Often, there are some messages that you know you will never store in any log file. Even worse, these messages are sometimes very frequently emitted. There are various ways to get rid of those unwanted messages.

First of all, you need to identify them. Then look carfully and see what is special with these messages. A common case may be that they contain a specific text inside the message itself. If so, you can filter on that text and discard anything that matches. You need to be careful, though: if there are other messages matching this text, these other messages will also be discarded. So it is vital to make sure the text you use is actually unique.

In the sample below, let’s assume that you want to discard messages that contain either the text “user nagios” or “module-alsa-sink.c: ALSA woke us up to write new data to the device, but there was actually nothing to write”. The later is an actual sample from pulseaudio, which is known to spam syslog with an enourmous volume of these messages.

Config Statements

:msg, contains, "user nagios" ~
:msg, contains, "module-alsa-sink.c: ALSA woke us up to
write new data to the device, but there was actually
nothing to write" ~
# Log anything (except mail) of level info or higher.
# Don't log private authentication messages!
*.info;mail.none;authpriv.none;cron.none      /var/log/messages
# The authpriv file has restricted access.
authpriv.*                                    /var/log/secure
# Log all the mail messages in one place.
mail.*                                        /var/log/maillog
# Log cron stuff
cron.*                                        /var/log/cron
# Everybody gets emergency messages
*.emerg                                       *
# Save news errors of level crit and higher in a special file.
uucp,news.crit                                /var/log/spooler
# Save boot messages also to boot.log
local7.*                                      /var/log/boot.log

Note that these are just two lines.
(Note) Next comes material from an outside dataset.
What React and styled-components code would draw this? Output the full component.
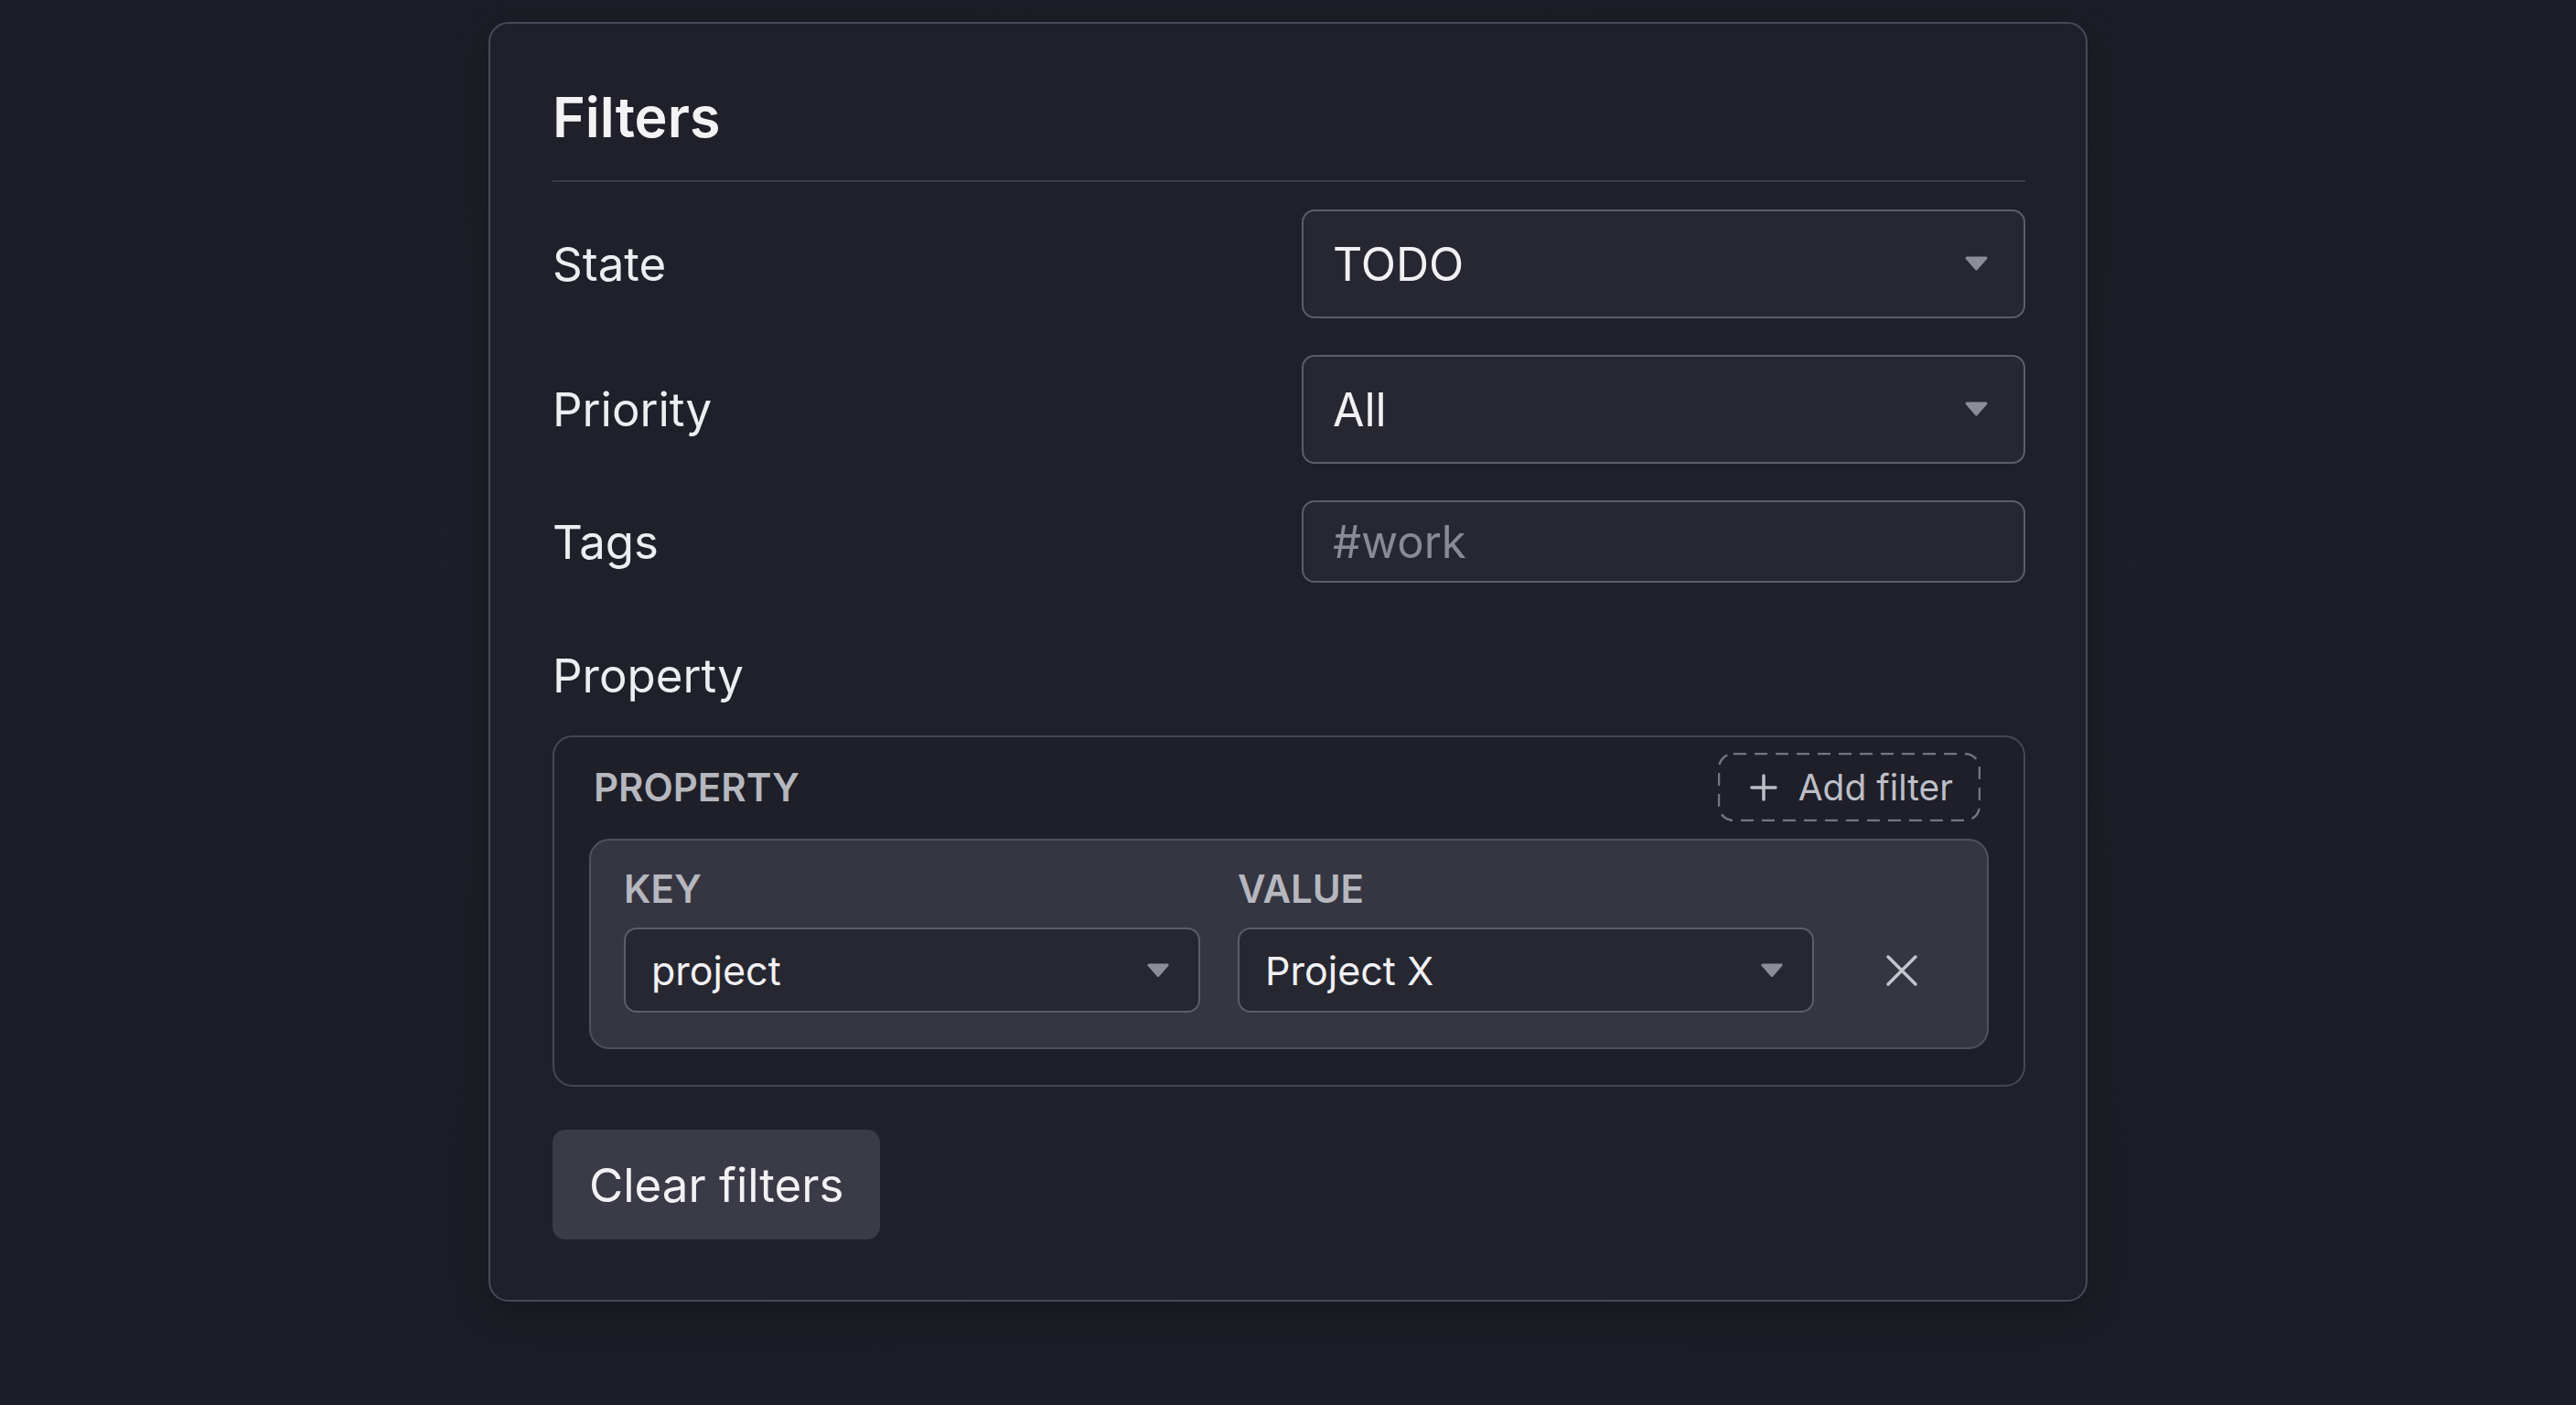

The second to forth line are just broken for printing purposes. These two must be on a single line in an actual rsyslog.conf.

How it works

Note that the statements are placed on top of rsyslog.conf. This makes them being executed before any other action statement. So each message received will be checked against the two string and be discarded, if a match is found. Note that you can move the discard action to another place inside rsyslog.conf if you would like to write the messages to some files, but not to others. For example, this configuration:

# Log anything (except mail) of level info or higher.
# Don't log private authentication messages!
*.info;mail.none;authpriv.none;cron.none      /var/log/messages
# do not log the following to other files

:msg, contains, "user nagios" ~

:msg, contains, "module-alsa-sink.c: ALSA woke us up to

write new data to the device, but there was actually

nothing to write" ~
# The authpriv file has restricted access.
authpriv.*                                    /var/log/secure
# Log all the mail messages in one place.
mail.*                                        /var/log/maillog

logs all messages to /var/log/messages, even those that then shall be discarded.